Reputation: 8773
I'm trying to import some data from a bunch of tables in an PostgreSQL database in another bunch of tables in another PostgreSQL database. For importing I use PHP because I need to make some data manipulation before inserting it in the new database.
All went ok until some point where there is some text which contains single quotes. I tried to escape those quotes before inserting the data and i get this error:
ERROR: invalid byte sequence for encoding "UTF8": 0x96 HINT: This error can also happen if the byte sequence does not match the encoding expected by the server, which is controlled by "client_encoding".
The encoding on the old database is SQL_ASCII, while on the new database I have UTF8.
How can I solve this issue?
Upvotes: 1
Views: 644
Reputation: 43380
It's likely that you have some Windows-1252-encoded text in your old database (0x96 encodes EN DASH in that encoding).
When the server encoding is SQL_ASCII
, PostgreSQL does not perform encoding conversion or validation; it just stores and retrieves text as you gave it.
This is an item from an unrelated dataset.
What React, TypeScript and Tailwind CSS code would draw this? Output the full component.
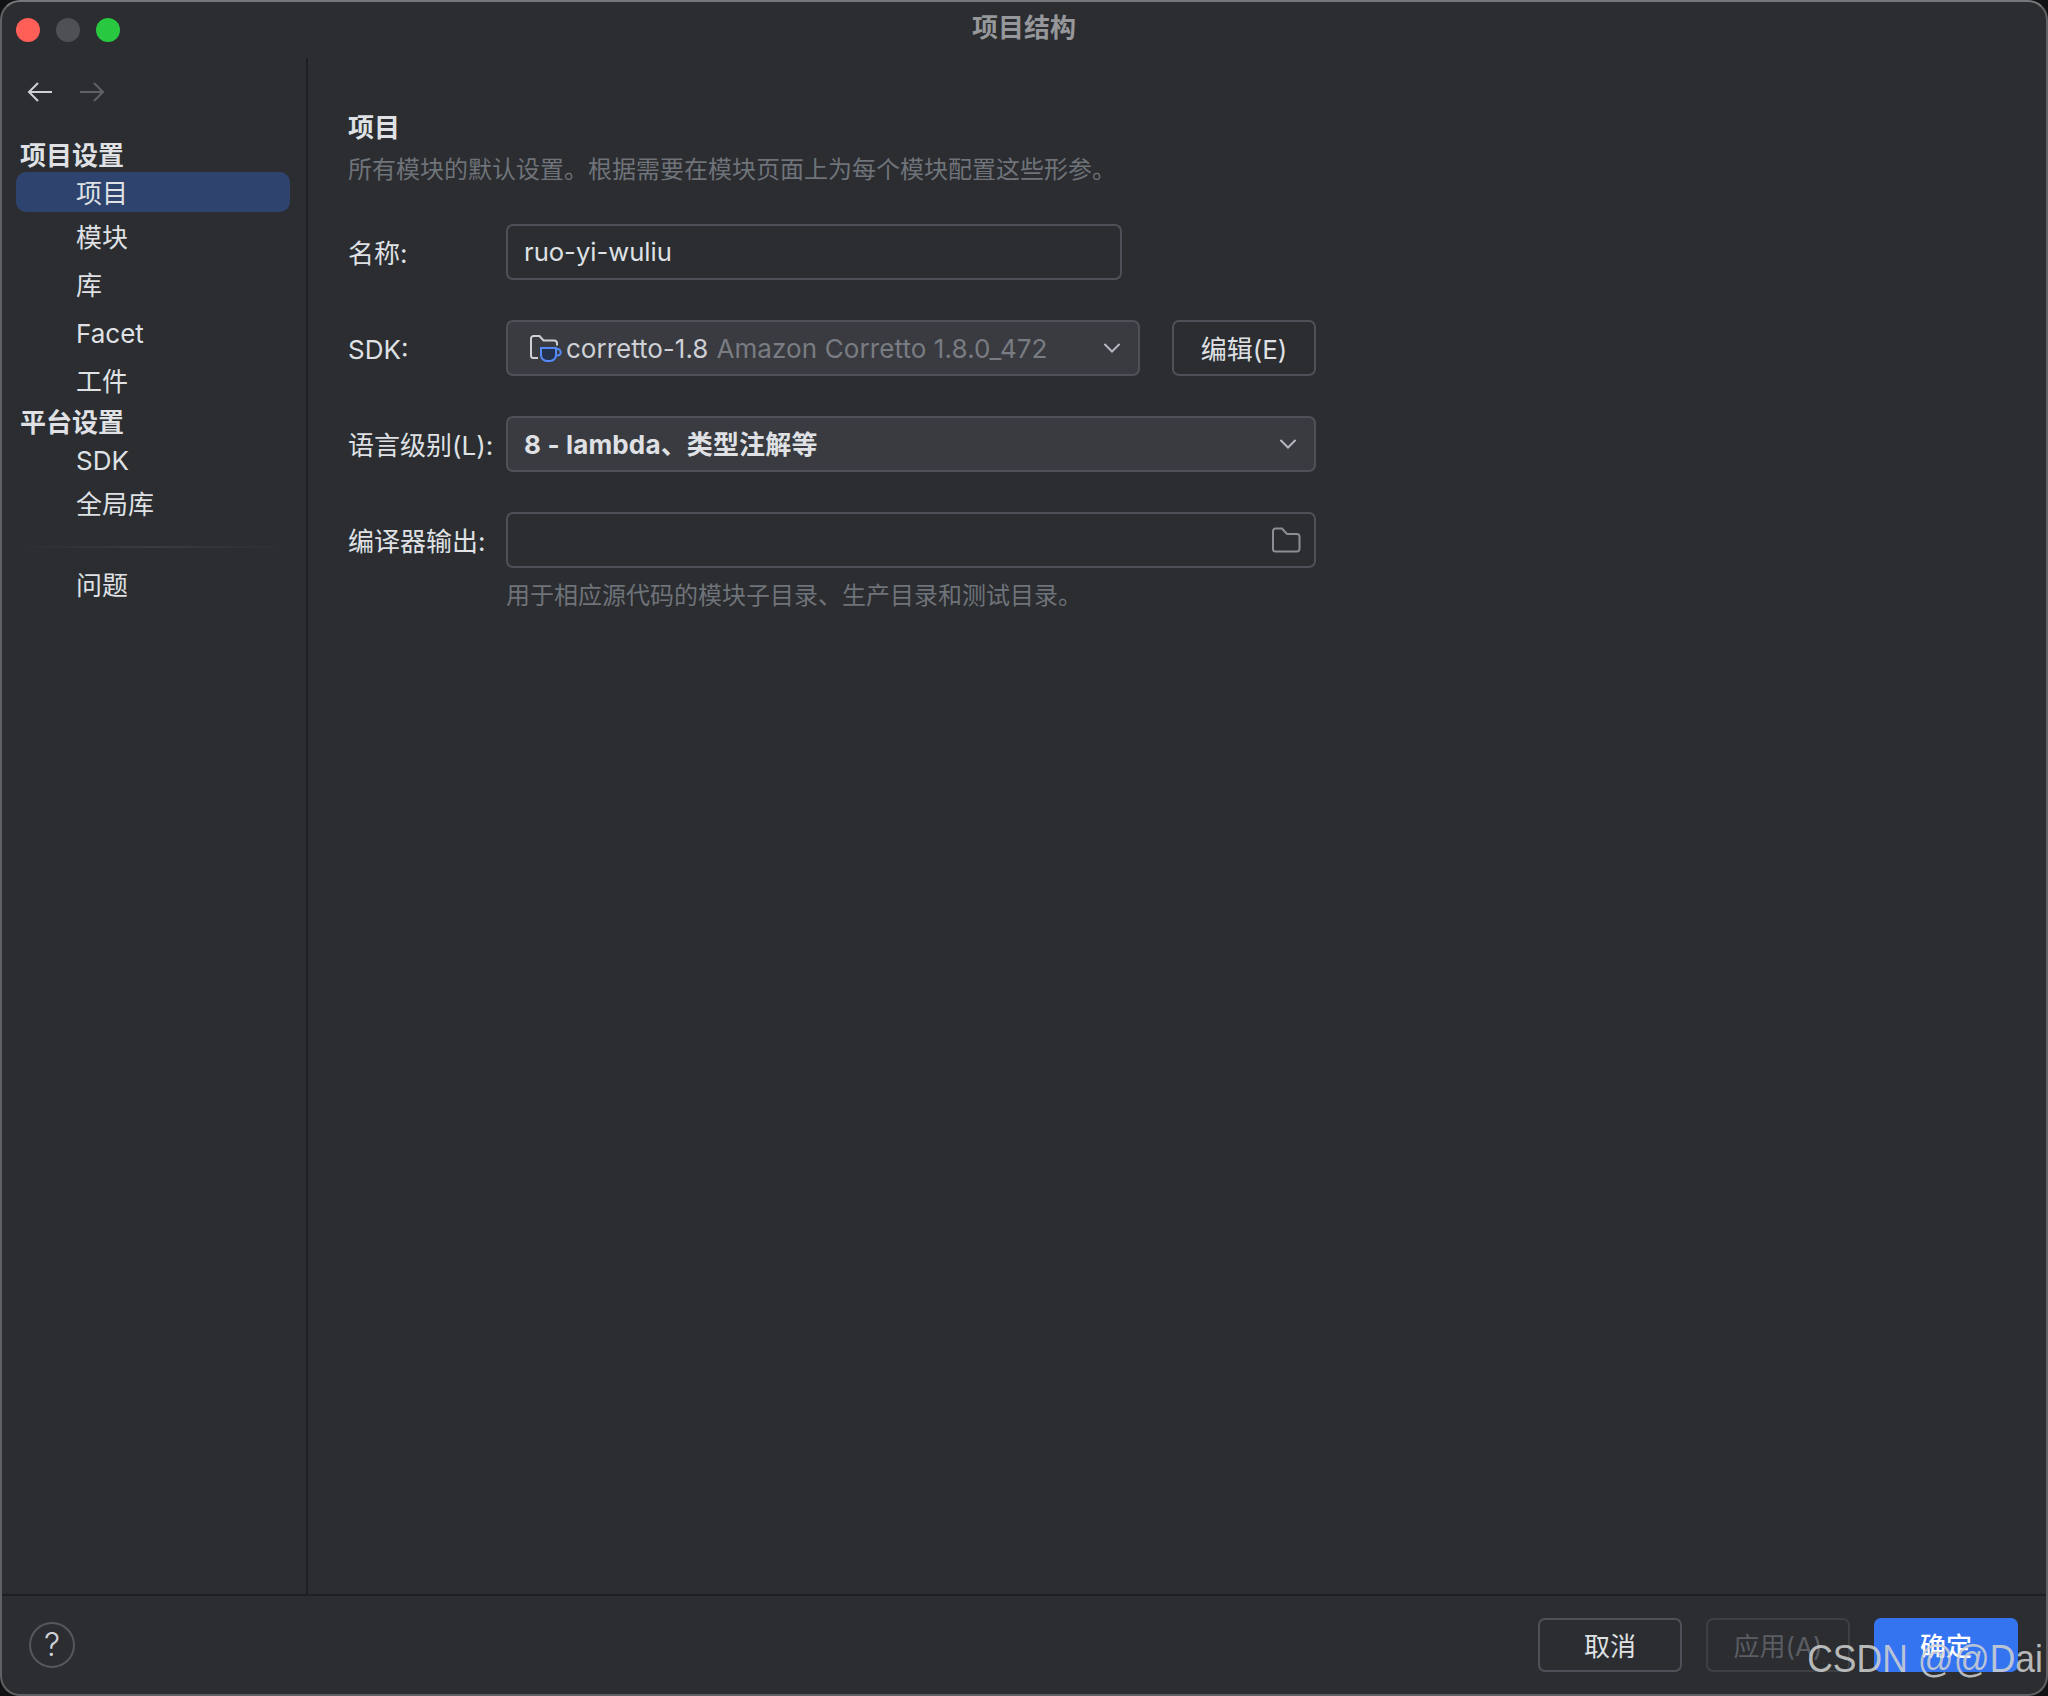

If your old database had used UTF8
instead, you wouldn't be having this problem. Woulda coulda shoulda.
There's a decent chance that all of your text is in WIN1252
, but it's possible that there's a mixture of encodings. The easiest thing to do is assume the former and set the client encoding to WIN1252
in your migration script:
pg_set_client_encoding($new_database, 'WIN1252');
It's important that you set this on your connection to the new database. It's telling Postgres that Windows 1252-encoded text is coming in, and Postgres needs to convert it to UTF-8.
Note that if there's any UTF-8-encoded text in the old database, it will either throw an error or become mojibake if you do this.
Upvotes: 1